>>>

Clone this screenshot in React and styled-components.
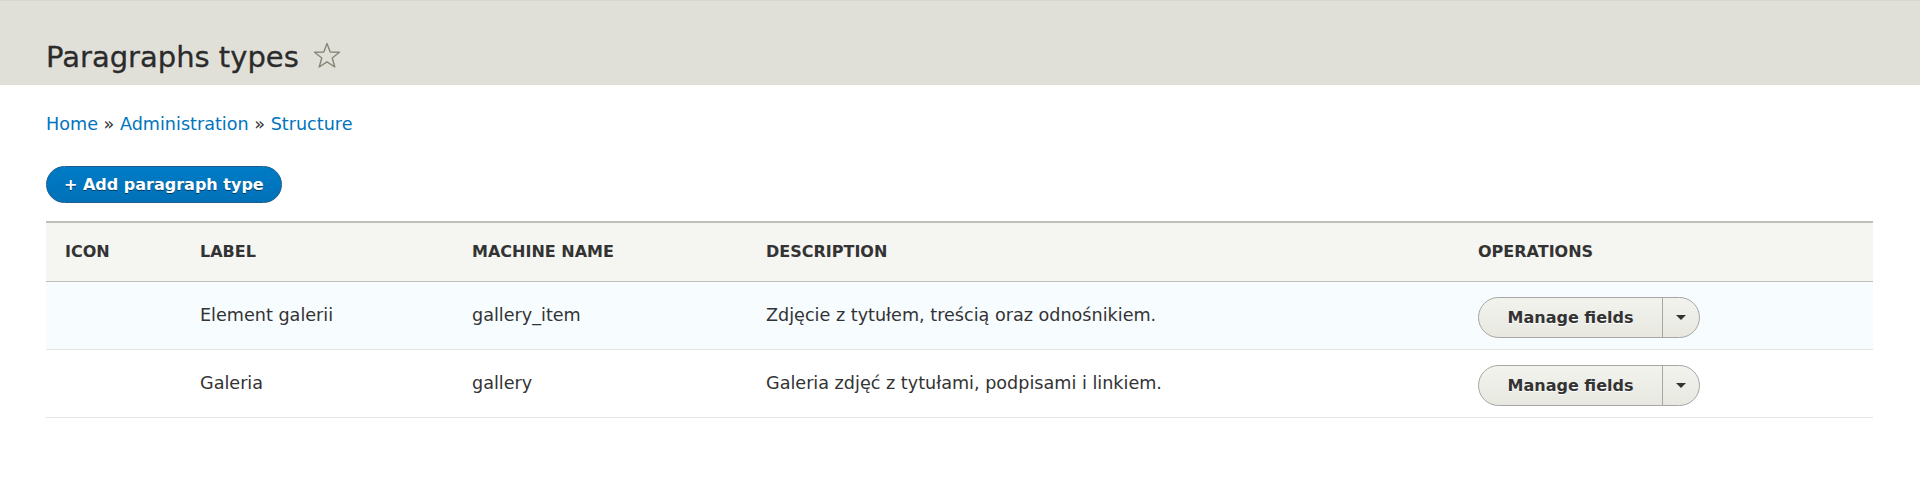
import React from "react";
import styled, { createGlobalStyle } from "styled-components";

const GlobalStyle = createGlobalStyle`
  body {
    margin: 0;
    background: #fff;
    font-family: "DejaVu Sans", "Liberation Sans", sans-serif;
    color: #333;
  }
`;

const PageHeader = styled.header`
  box-sizing: border-box;
  height: 85px;
  padding: 38px 46px 0;
  background: #e0e0d8;
  border-top: 1px solid #d8d8d0;
`;

const TitleRow = styled.div`
  display: flex;
  align-items: center;
`;

const Title = styled.h1`
  margin: 0;
  font-size: 29px;
  font-weight: normal;
  line-height: 36px;
  color: #2b2b2b;
  -webkit-text-stroke: 0.3px #2b2b2b;
`;

const Star = styled.svg`
  margin-left: 14px;
  margin-top: -3px;
`;

const Main = styled.main`
  padding: 0 47px 0 46px;
`;

const Breadcrumb = styled.nav`
  margin-top: 27px;
  font-size: 17.6px;
  line-height: 24px;
  color: #333;
`;

const Crumb = styled.a`
  color: #0074bd;
  text-decoration: none;
`;

const AddButton = styled.a`
  display: inline-flex;
  align-items: center;
  box-sizing: border-box;
  margin-top: 30px;
  height: 37px;
  padding: 0 17px;
  border: 1px solid #1e5c90;
  border-radius: 20px;
  background: linear-gradient(#007bc6, #0071b8);
  color: #fff;
  font-size: 16px;
  font-weight: bold;
  text-shadow: 0 1px rgba(0, 0, 0, 0.5);
  text-decoration: none;
`;

const Table = styled.table`
  margin-top: 18px;
  width: 100%;
  border-collapse: collapse;
  table-layout: fixed;
`;

const Th = styled.th`
  box-sizing: border-box;
  width: ${(p) => p.w};
  height: 59px;
  padding: 0 19px;
  text-align: left;
  font-size: 16px;
  font-weight: bold;
  text-transform: uppercase;
  color: #333;
  background: #f5f5f2;
  border-top: 2px solid #bfbfba;
  border-bottom: 1px solid #bfbfba;
`;

const Tr = styled.tr`
  background: ${(p) => (p.hl ? "#f7fcff" : "#fff")};
  border-bottom: 1px solid #e6e4df;
`;

const Td = styled.td`
  height: 67px;
  padding: 0 19px;
  font-size: 17.6px;
  color: #333;
  vertical-align: middle;
`;

const DropButton = styled.div`
  display: inline-flex;
  box-sizing: border-box;
  height: 41px;
  margin-top: 5px;
  border: 1px solid #a6a6a6;
  border-radius: 21px;
  background: linear-gradient(#f3f3ee, #e8e8e1);
  overflow: hidden;
`;

const DropMain = styled.span`
  display: flex;
  align-items: center;
  justify-content: center;
  width: 183px;
  font-size: 16px;
  font-weight: bold;
  color: #333;
  text-shadow: 0 1px #fff;
  border-right: 1px solid #a6a6a6;
`;

const DropToggle = styled.span`
  display: flex;
  align-items: center;
  justify-content: center;
  width: 36px;
`;

const Arrow = styled.span`
  width: 0;
  height: 0;
  border-left: 5px solid transparent;
  border-right: 5px solid transparent;
  border-top: 5px solid #333;
`;

const rows = [
  {
    label: "Element galerii",
    machine: "gallery_item",
    desc: "Zdjęcie z tytułem, treścią oraz odnośnikiem.",
    hl: true,
  },
  {
    label: "Galeria",
    machine: "gallery",
    desc: "Galeria zdjęć z tytułami, podpisami i linkiem.",
  },
];

export default function App() {
  return (
    <>
      <GlobalStyle />
      <PageHeader>
        <TitleRow>
          <Title>Paragraphs types</Title>
          <Star width="28" height="27" viewBox="0 0 28 27">
            <polygon
              points="14,1.5 17.2,10 26.5,10.3 19.2,16 21.8,25 14,19.8 6.2,25 8.8,16 1.5,10.3 10.8,10"
              fill="none"
              stroke="#868677"
              strokeWidth="1.4"
              strokeLinejoin="round"
            />
          </Star>
        </TitleRow>
      </PageHeader>
      <Main>
        <Breadcrumb>
          <Crumb href="#">Home</Crumb> » <Crumb href="#">Administration</Crumb> »{" "}
          <Crumb href="#">Structure</Crumb>
        </Breadcrumb>
        <AddButton href="#">+ Add paragraph type</AddButton>
        <Table>
          <thead>
            <tr>
              <Th w="135px">Icon</Th>
              <Th w="272px">Label</Th>
              <Th w="294px">Machine name</Th>
              <Th w="712px">Description</Th>
              <Th>Operations</Th>
            </tr>
          </thead>
          <tbody>
            {rows.map((r) => (
              <Tr key={r.machine} hl={r.hl}>
                <Td />
                <Td>{r.label}</Td>
                <Td>{r.machine}</Td>
                <Td>{r.desc}</Td>
                <Td>
                  <DropButton>
                    <DropMain>Manage fields</DropMain>
                    <DropToggle>
                      <Arrow />
                    </DropToggle>
                  </DropButton>
                </Td>
              </Tr>
            ))}
          </tbody>
        </Table>
      </Main>
    </>
  );
}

<<<

→ **To be done**:
Copy out the listing exactly as it stands, but not the pictures.

→ **Response below**:
Clone this screenshot in React and styled-components.
import React from "react";
import styled, { createGlobalStyle } from "styled-components";

const GlobalStyle = createGlobalStyle`
  body {
    margin: 0;
    background: #fff;
    font-family: "DejaVu Sans", "Liberation Sans", sans-serif;
    color: #333;
  }
`;

const PageHeader = styled.header`
  box-sizing: border-box;
  height: 85px;
  padding: 38px 46px 0;
  background: #e0e0d8;
  border-top: 1px solid #d8d8d0;
`;

const TitleRow = styled.div`
  display: flex;
  align-items: center;
`;

const Title = styled.h1`
  margin: 0;
  font-size: 29px;
  font-weight: normal;
  line-height: 36px;
  color: #2b2b2b;
  -webkit-text-stroke: 0.3px #2b2b2b;
`;

const Star = styled.svg`
  margin-left: 14px;
  margin-top: -3px;
`;

const Main = styled.main`
  padding: 0 47px 0 46px;
`;

const Breadcrumb = styled.nav`
  margin-top: 27px;
  font-size: 17.6px;
  line-height: 24px;
  color: #333;
`;

const Crumb = styled.a`
  color: #0074bd;
  text-decoration: none;
`;

const AddButton = styled.a`
  display: inline-flex;
  align-items: center;
  box-sizing: border-box;
  margin-top: 30px;
  height: 37px;
  padding: 0 17px;
  border: 1px solid #1e5c90;
  border-radius: 20px;
  background: linear-gradient(#007bc6, #0071b8);
  color: #fff;
  font-size: 16px;
  font-weight: bold;
  text-shadow: 0 1px rgba(0, 0, 0, 0.5);
  text-decoration: none;
`;

const Table = styled.table`
  margin-top: 18px;
  width: 100%;
  border-collapse: collapse;
  table-layout: fixed;
`;

const Th = styled.th`
  box-sizing: border-box;
  width: ${(p) => p.w};
  height: 59px;
  padding: 0 19px;
  text-align: left;
  font-size: 16px;
  font-weight: bold;
  text-transform: uppercase;
  color: #333;
  background: #f5f5f2;
  border-top: 2px solid #bfbfba;
  border-bottom: 1px solid #bfbfba;
`;

const Tr = styled.tr`
  background: ${(p) => (p.hl ? "#f7fcff" : "#fff")};
  border-bottom: 1px solid #e6e4df;
`;

const Td = styled.td`
  height: 67px;
  padding: 0 19px;
  font-size: 17.6px;
  color: #333;
  vertical-align: middle;
`;

const DropButton = styled.div`
  display: inline-flex;
  box-sizing: border-box;
  height: 41px;
  margin-top: 5px;
  border: 1px solid #a6a6a6;
  border-radius: 21px;
  background: linear-gradient(#f3f3ee, #e8e8e1);
  overflow: hidden;
`;

const DropMain = styled.span`
  display: flex;
  align-items: center;
  justify-content: center;
  width: 183px;
  font-size: 16px;
  font-weight: bold;
  color: #333;
  text-shadow: 0 1px #fff;
  border-right: 1px solid #a6a6a6;
`;

const DropToggle = styled.span`
  display: flex;
  align-items: center;
  justify-content: center;
  width: 36px;
`;

const Arrow = styled.span`
  width: 0;
  height: 0;
  border-left: 5px solid transparent;
  border-right: 5px solid transparent;
  border-top: 5px solid #333;
`;

const rows = [
  {
    label: "Element galerii",
    machine: "gallery_item",
    desc: "Zdjęcie z tytułem, treścią oraz odnośnikiem.",
    hl: true,
  },
  {
    label: "Galeria",
    machine: "gallery",
    desc: "Galeria zdjęć z tytułami, podpisami i linkiem.",
  },
];

export default function App() {
  return (
    <>
      <GlobalStyle />
      <PageHeader>
        <TitleRow>
          <Title>Paragraphs types</Title>
          <Star width="28" height="27" viewBox="0 0 28 27">
            <polygon
              points="14,1.5 17.2,10 26.5,10.3 19.2,16 21.8,25 14,19.8 6.2,25 8.8,16 1.5,10.3 10.8,10"
              fill="none"
              stroke="#868677"
              strokeWidth="1.4"
              strokeLinejoin="round"
            />
          </Star>
        </TitleRow>
      </PageHeader>
      <Main>
        <Breadcrumb>
          <Crumb href="#">Home</Crumb> » <Crumb href="#">Administration</Crumb> »{" "}
          <Crumb href="#">Structure</Crumb>
        </Breadcrumb>
        <AddButton href="#">+ Add paragraph type</AddButton>
        <Table>
          <thead>
            <tr>
              <Th w="135px">Icon</Th>
              <Th w="272px">Label</Th>
              <Th w="294px">Machine name</Th>
              <Th w="712px">Description</Th>
              <Th>Operations</Th>
            </tr>
          </thead>
          <tbody>
            {rows.map((r) => (
              <Tr key={r.machine} hl={r.hl}>
                <Td />
                <Td>{r.label}</Td>
                <Td>{r.machine}</Td>
                <Td>{r.desc}</Td>
                <Td>
                  <DropButton>
                    <DropMain>Manage fields</DropMain>
                    <DropToggle>
                      <Arrow />
                    </DropToggle>
                  </DropButton>
                </Td>
              </Tr>
            ))}
          </tbody>
        </Table>
      </Main>
    </>
  );
}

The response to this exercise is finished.